▶ **Exercise details**
Without including any pictures, write out the listing below exactly.

▶ **Raw data**
- - - -
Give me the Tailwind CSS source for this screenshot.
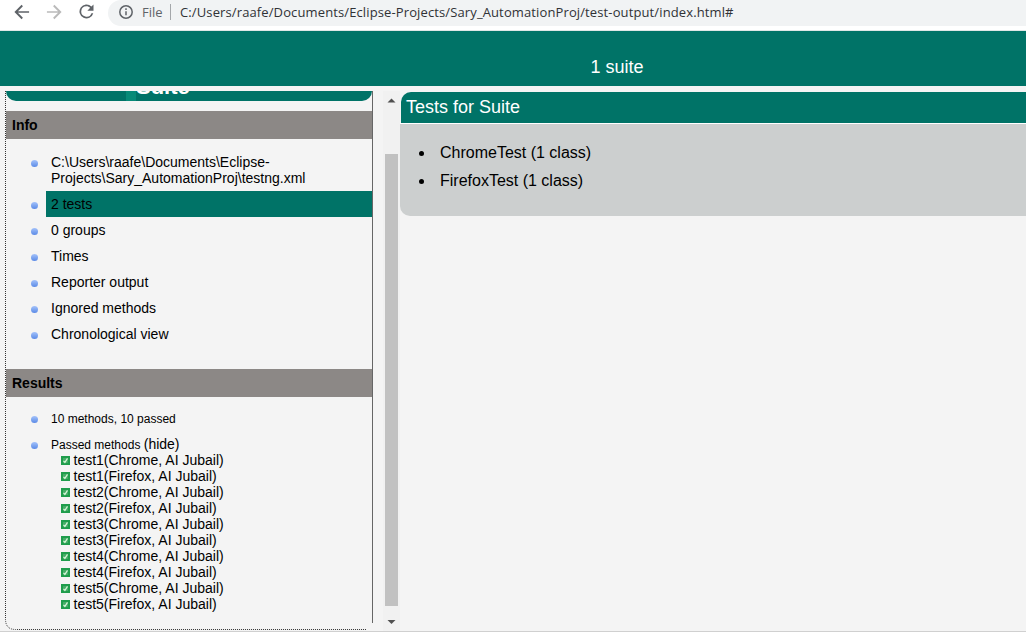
<!DOCTYPE html>
<html lang="en">
<head>
<meta charset="utf-8">
<title>TestNG reports</title>
<script src="https://cdn.jsdelivr.net/npm/@tailwindcss/browser@4"></script>
</head>
<body class="w-[1026px] h-[635px] overflow-hidden bg-white text-black flex flex-col font-['Liberation_Sans',sans-serif]">
<header class="h-[30px] shrink-0 flex items-start bg-white text-[#5f6368]">
  <svg class="ml-[12px] mt-[2px] size-5 shrink-0" viewBox="0 0 24 24" fill="#5f6368"><path d="M20.500 11H7.100l6-6L11.500 3.400 2.900 12l8.600 8.600 1.600-1.600-6-6h13.400z"/></svg>
  <svg class="ml-[12px] mt-[2px] size-5 shrink-0" viewBox="0 0 24 24" fill="#bababa"><path d="M3.500 11h13.400l-6-6 1.600-1.600 8.600 8.600-8.600 8.600-1.600-1.600 6-6H3.500z"/></svg>
  <svg class="ml-[12px] mt-[1px] size-[21px] shrink-0" viewBox="0 0 24 24" fill="#5f6368"><path d="M17.650 6.350A8 8 0 1 0 19.730 14h-2.080A6 6 0 1 1 12 6c1.660 0 3.140.690 4.220 1.780L13 11h7V4z"/></svg>
  <div class="ml-[11px] h-[26px] flex-1 rounded-l-[14px] bg-[#f1f3f4] flex items-center pl-[10px] pb-[2px] font-['Open_Sans',sans-serif] text-[13px]">
    <svg class="size-4 shrink-0" viewBox="0 0 16 16" fill="none" stroke="#5f6368" stroke-width="1.5"><circle cx="8" cy="8" r="6.200"/><path d="M8 7.200v4M8 4.300v1.600"/></svg>
    <span class="ml-[8px] w-[28px] pt-[2px] whitespace-nowrap">File</span>
    <span class="w-px h-4 bg-[#a4a7aa]"></span>
    <span class="ml-[9px] pt-[2px] whitespace-nowrap text-[#303236] tracking-[0.12px]">C:/Users/raafe/Documents/Eclipse-Projects/Sary_AutomationProj/test-output/index.html#</span>
  </div>
</header>
<div class="h-px shrink-0 bg-[#dfe7e6]"></div>
<div class="h-[55px] shrink-0 bg-[#007367] text-white text-[18px] leading-5 pt-[26px] pl-[590.5px]">1 suite</div>
<main class="h-[546px] shrink-0 bg-[#f4f4f4] pt-[5px] flex border-b border-[#d0d0d0]">
  <aside class="ml-[5px] w-[368px] h-[539px] shrink-0 relative">
    <svg class="absolute left-0 top-0 w-[368px] h-[539px]" fill="none" stroke="#333"><path d="M.500 0v528q0 10.500 10 10.500h351" stroke-dasharray="1 1"/><path d="M367.500 0v532" stroke="#666"/></svg>
    <div class="relative mx-px h-[10px] overflow-hidden rounded-b-[10px] bg-[#007367]">
      <span class="absolute left-[120px] top-0 w-[10px] h-[10px] bg-[#078a78]"></span>
      <span class="absolute left-[130px] top-[-17px] text-[22px] leading-[26px] font-bold text-white">Suite</span>
    </div>
    <div class="relative mx-px mt-[10px] h-7 bg-[#8c8886] pl-[6px] text-[14px] leading-7 font-bold">Info</div>
    <ul class="relative mt-[10px] ml-[41px] mr-px text-[14px] leading-4">
      <li class="relative p-[5px]"><i class="absolute left-[-15px] top-[11px] size-[7px] rounded-full bg-linear-to-b from-[#a4c2fa] to-[#5b8ae6]"></i>C:\Users\raafe\Documents\Eclipse-<br>Projects\Sary_AutomationProj\testng.xml</li>
      <li class="relative p-[5px] bg-[#007367]"><i class="absolute left-[-15px] top-[11px] size-[7px] rounded-full bg-linear-to-b from-[#a4c2fa] to-[#5b8ae6]"></i>2 tests</li>
      <li class="relative p-[5px]"><i class="absolute left-[-15px] top-[11px] size-[7px] rounded-full bg-linear-to-b from-[#a4c2fa] to-[#5b8ae6]"></i>0 groups</li>
      <li class="relative p-[5px]"><i class="absolute left-[-15px] top-[11px] size-[7px] rounded-full bg-linear-to-b from-[#a4c2fa] to-[#5b8ae6]"></i>Times</li>
      <li class="relative p-[5px]"><i class="absolute left-[-15px] top-[11px] size-[7px] rounded-full bg-linear-to-b from-[#a4c2fa] to-[#5b8ae6]"></i>Reporter output</li>
      <li class="relative p-[5px]"><i class="absolute left-[-15px] top-[11px] size-[7px] rounded-full bg-linear-to-b from-[#a4c2fa] to-[#5b8ae6]"></i>Ignored methods</li>
      <li class="relative p-[5px]"><i class="absolute left-[-15px] top-[11px] size-[7px] rounded-full bg-linear-to-b from-[#a4c2fa] to-[#5b8ae6]"></i>Chronological view</li>
    </ul>
    <div class="relative mx-px mt-[22px] h-7 bg-[#8c8886] pl-[6px] text-[14px] leading-7 font-bold">Results</div>
    <ul class="relative mt-[9px] ml-[41px] mr-px text-[14px] leading-4">
      <li class="relative p-[5px]"><i class="absolute left-[-15px] top-[10px] size-[7px] rounded-full bg-linear-to-b from-[#a4c2fa] to-[#5b8ae6]"></i><span class="text-[12px] block">10 methods, 10 passed</span></li>
      <li class="relative px-[5px] pt-[4px]"><i class="absolute left-[-15px] top-[10px] size-[7px] rounded-full bg-linear-to-b from-[#a4c2fa] to-[#5b8ae6]"></i><div class="h-4 whitespace-nowrap"><span class="text-[12px]">Passed methods </span>(hide)</div>
        <div id="methods" class="ml-[10px]"></div>
      </li>
    </ul>
  </aside>
  <div class="ml-[10px] w-[17px] h-[540px] shrink-0 bg-[#f1f1f1] flex flex-col items-center">
    <svg class="h-[63px] w-[17px] shrink-0" fill="#505050"><path d="M4.500 11.500h8l-4-4z"/></svg>
    <div class="w-[13px] h-[452px] shrink-0 bg-[#c1c1c1]"></div>
    <svg class="h-[24px] w-[17px] shrink-0" fill="#505050"><path d="M4.500 14h8l-4 4z"/></svg>
  </div>
  <section class="pt-px flex-1">
    <div class="ml-px h-[31px] bg-[#007367] rounded-tl-[10px] text-white text-[18px] leading-[30px] pl-[5px]">Tests for Suite</div>
    <div class="h-px bg-white"></div>
    <ul class="h-[92px] bg-[#cccfcf] rounded-bl-[10px] pt-[15px] pl-[19px] text-[16px] leading-7">
      <li class="flex items-center"><i class="mt-px mr-[16px] size-[5px] rounded-full bg-black"></i>ChromeTest (1 class)</li>
      <li class="flex items-center"><i class="mt-px mr-[16px] size-[5px] rounded-full bg-black"></i>FirefoxTest (1 class)</li>
    </ul>
  </section>
</main>
<template id="row"><div class="h-4 flex items-center whitespace-nowrap"><svg class="size-[9px] mr-[3.5px] shrink-0" viewBox="0 0 9 9"><path fill="#1f9d4c" d="M0 0h9v9H0z"/><path d="M2 2h5v5H2z" fill="#45ad66"/><path d="M2.500 4.800l1.400 1.600 2.600-4" fill="none" stroke="#d8f4da" stroke-width="1.200"/></svg><span></span></div></template>
<script>
const row = document.getElementById('row'), list = document.getElementById('methods');
for (let i = 1; i <= 5; i++) for (const b of ['Chrome', 'Firefox']) {
  const n = row.content.cloneNode(true);
  n.querySelector('span').textContent = `test${i}(${b}, AI Jubail)`;
  list.appendChild(n);
}
</script>
</body>
</html>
- - - -
▶ **Solution**
Give me the Tailwind CSS source for this screenshot.
<!DOCTYPE html>
<html lang="en">
<head>
<meta charset="utf-8">
<title>TestNG reports</title>
<script src="https://cdn.jsdelivr.net/npm/@tailwindcss/browser@4"></script>
</head>
<body class="w-[1026px] h-[635px] overflow-hidden bg-white text-black flex flex-col font-['Liberation_Sans',sans-serif]">
<header class="h-[30px] shrink-0 flex items-start bg-white text-[#5f6368]">
  <svg class="ml-[12px] mt-[2px] size-5 shrink-0" viewBox="0 0 24 24" fill="#5f6368"><path d="M20.500 11H7.100l6-6L11.500 3.400 2.900 12l8.600 8.600 1.600-1.600-6-6h13.400z"/></svg>
  <svg class="ml-[12px] mt-[2px] size-5 shrink-0" viewBox="0 0 24 24" fill="#bababa"><path d="M3.500 11h13.400l-6-6 1.600-1.600 8.600 8.600-8.600 8.600-1.600-1.600 6-6H3.500z"/></svg>
  <svg class="ml-[12px] mt-[1px] size-[21px] shrink-0" viewBox="0 0 24 24" fill="#5f6368"><path d="M17.650 6.350A8 8 0 1 0 19.730 14h-2.080A6 6 0 1 1 12 6c1.660 0 3.140.690 4.220 1.780L13 11h7V4z"/></svg>
  <div class="ml-[11px] h-[26px] flex-1 rounded-l-[14px] bg-[#f1f3f4] flex items-center pl-[10px] pb-[2px] font-['Open_Sans',sans-serif] text-[13px]">
    <svg class="size-4 shrink-0" viewBox="0 0 16 16" fill="none" stroke="#5f6368" stroke-width="1.5"><circle cx="8" cy="8" r="6.200"/><path d="M8 7.200v4M8 4.300v1.600"/></svg>
    <span class="ml-[8px] w-[28px] pt-[2px] whitespace-nowrap">File</span>
    <span class="w-px h-4 bg-[#a4a7aa]"></span>
    <span class="ml-[9px] pt-[2px] whitespace-nowrap text-[#303236] tracking-[0.12px]">C:/Users/raafe/Documents/Eclipse-Projects/Sary_AutomationProj/test-output/index.html#</span>
  </div>
</header>
<div class="h-px shrink-0 bg-[#dfe7e6]"></div>
<div class="h-[55px] shrink-0 bg-[#007367] text-white text-[18px] leading-5 pt-[26px] pl-[590.5px]">1 suite</div>
<main class="h-[546px] shrink-0 bg-[#f4f4f4] pt-[5px] flex border-b border-[#d0d0d0]">
  <aside class="ml-[5px] w-[368px] h-[539px] shrink-0 relative">
    <svg class="absolute left-0 top-0 w-[368px] h-[539px]" fill="none" stroke="#333"><path d="M.500 0v528q0 10.500 10 10.500h351" stroke-dasharray="1 1"/><path d="M367.500 0v532" stroke="#666"/></svg>
    <div class="relative mx-px h-[10px] overflow-hidden rounded-b-[10px] bg-[#007367]">
      <span class="absolute left-[120px] top-0 w-[10px] h-[10px] bg-[#078a78]"></span>
      <span class="absolute left-[130px] top-[-17px] text-[22px] leading-[26px] font-bold text-white">Suite</span>
    </div>
    <div class="relative mx-px mt-[10px] h-7 bg-[#8c8886] pl-[6px] text-[14px] leading-7 font-bold">Info</div>
    <ul class="relative mt-[10px] ml-[41px] mr-px text-[14px] leading-4">
      <li class="relative p-[5px]"><i class="absolute left-[-15px] top-[11px] size-[7px] rounded-full bg-linear-to-b from-[#a4c2fa] to-[#5b8ae6]"></i>C:\Users\raafe\Documents\Eclipse-<br>Projects\Sary_AutomationProj\testng.xml</li>
      <li class="relative p-[5px] bg-[#007367]"><i class="absolute left-[-15px] top-[11px] size-[7px] rounded-full bg-linear-to-b from-[#a4c2fa] to-[#5b8ae6]"></i>2 tests</li>
      <li class="relative p-[5px]"><i class="absolute left-[-15px] top-[11px] size-[7px] rounded-full bg-linear-to-b from-[#a4c2fa] to-[#5b8ae6]"></i>0 groups</li>
      <li class="relative p-[5px]"><i class="absolute left-[-15px] top-[11px] size-[7px] rounded-full bg-linear-to-b from-[#a4c2fa] to-[#5b8ae6]"></i>Times</li>
      <li class="relative p-[5px]"><i class="absolute left-[-15px] top-[11px] size-[7px] rounded-full bg-linear-to-b from-[#a4c2fa] to-[#5b8ae6]"></i>Reporter output</li>
      <li class="relative p-[5px]"><i class="absolute left-[-15px] top-[11px] size-[7px] rounded-full bg-linear-to-b from-[#a4c2fa] to-[#5b8ae6]"></i>Ignored methods</li>
      <li class="relative p-[5px]"><i class="absolute left-[-15px] top-[11px] size-[7px] rounded-full bg-linear-to-b from-[#a4c2fa] to-[#5b8ae6]"></i>Chronological view</li>
    </ul>
    <div class="relative mx-px mt-[22px] h-7 bg-[#8c8886] pl-[6px] text-[14px] leading-7 font-bold">Results</div>
    <ul class="relative mt-[9px] ml-[41px] mr-px text-[14px] leading-4">
      <li class="relative p-[5px]"><i class="absolute left-[-15px] top-[10px] size-[7px] rounded-full bg-linear-to-b from-[#a4c2fa] to-[#5b8ae6]"></i><span class="text-[12px] block">10 methods, 10 passed</span></li>
      <li class="relative px-[5px] pt-[4px]"><i class="absolute left-[-15px] top-[10px] size-[7px] rounded-full bg-linear-to-b from-[#a4c2fa] to-[#5b8ae6]"></i><div class="h-4 whitespace-nowrap"><span class="text-[12px]">Passed methods </span>(hide)</div>
        <div id="methods" class="ml-[10px]"></div>
      </li>
    </ul>
  </aside>
  <div class="ml-[10px] w-[17px] h-[540px] shrink-0 bg-[#f1f1f1] flex flex-col items-center">
    <svg class="h-[63px] w-[17px] shrink-0" fill="#505050"><path d="M4.500 11.500h8l-4-4z"/></svg>
    <div class="w-[13px] h-[452px] shrink-0 bg-[#c1c1c1]"></div>
    <svg class="h-[24px] w-[17px] shrink-0" fill="#505050"><path d="M4.500 14h8l-4 4z"/></svg>
  </div>
  <section class="pt-px flex-1">
    <div class="ml-px h-[31px] bg-[#007367] rounded-tl-[10px] text-white text-[18px] leading-[30px] pl-[5px]">Tests for Suite</div>
    <div class="h-px bg-white"></div>
    <ul class="h-[92px] bg-[#cccfcf] rounded-bl-[10px] pt-[15px] pl-[19px] text-[16px] leading-7">
      <li class="flex items-center"><i class="mt-px mr-[16px] size-[5px] rounded-full bg-black"></i>ChromeTest (1 class)</li>
      <li class="flex items-center"><i class="mt-px mr-[16px] size-[5px] rounded-full bg-black"></i>FirefoxTest (1 class)</li>
    </ul>
  </section>
</main>
<template id="row"><div class="h-4 flex items-center whitespace-nowrap"><svg class="size-[9px] mr-[3.5px] shrink-0" viewBox="0 0 9 9"><path fill="#1f9d4c" d="M0 0h9v9H0z"/><path d="M2 2h5v5H2z" fill="#45ad66"/><path d="M2.500 4.800l1.400 1.600 2.600-4" fill="none" stroke="#d8f4da" stroke-width="1.200"/></svg><span></span></div></template>
<script>
const row = document.getElementById('row'), list = document.getElementById('methods');
for (let i = 1; i <= 5; i++) for (const b of ['Chrome', 'Firefox']) {
  const n = row.content.cloneNode(true);
  n.querySelector('span').textContent = `test${i}(${b}, AI Jubail)`;
  list.appendChild(n);
}
</script>
</body>
</html>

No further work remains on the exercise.